Specificity (True Negative Rate)#

  • Out of all actual negatives, how many did we correctly predict?

\[ \text{Specificity} = \frac{TN}{TN + FP} \]
  • Complements recall: focuses on negatives.


F1 Score#

  • Harmonic mean of precision and recall.

\[ F1 = 2 \cdot \frac{\text{Precision} \cdot \text{Recall}}{\text{Precision} + \text{Recall}} \]
  • Good when we need a balance between precision and recall.


F-beta Score#

  • Weighted version of F1.

\[ F_\beta = (1+\beta^2)\cdot \frac{\text{Precision}\cdot\text{Recall}}{(\beta^2 \cdot \text{Precision}) + \text{Recall}} \]
  • β > 1 → more weight on recall.

  • β < 1 → more weight on precision.


ROC Curve & AUC#

  • ROC Curve: Plots TPR (Recall) vs. FPR (1 - Specificity) at different thresholds.
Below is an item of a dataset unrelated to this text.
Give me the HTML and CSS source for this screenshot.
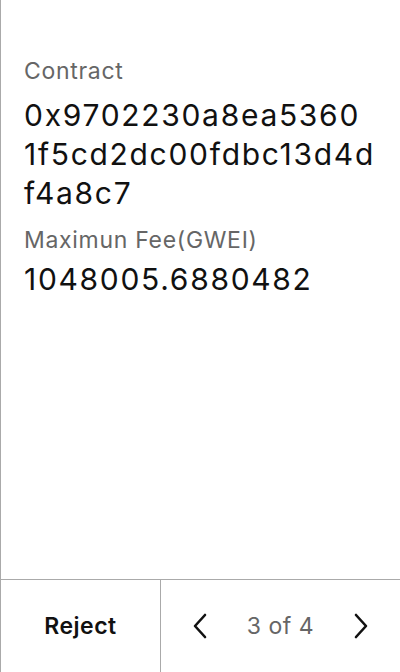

  • AUC (Area Under Curve): Measures how well the model separates classes.

    • AUC = 1 → perfect model.

    • AUC = 0.5 → random guessing.


Log Loss (Cross-Entropy Loss)#

  • Measures how well predicted probabilities match actual labels.

\[ \text{Log Loss} = -\frac{1}{N} \sum_{i=1}^N \big[ y_i \log(p_i) + (1-y_i) \log(1-p_i) \big] \]
  • Lower log loss = better model.


Summary:

  • Accuracy → overall correctness (works best for balanced data).

  • Precision → good when FP is costly.

  • Recall → good when FN is costly.

  • F1 / F-beta → balance precision and recall.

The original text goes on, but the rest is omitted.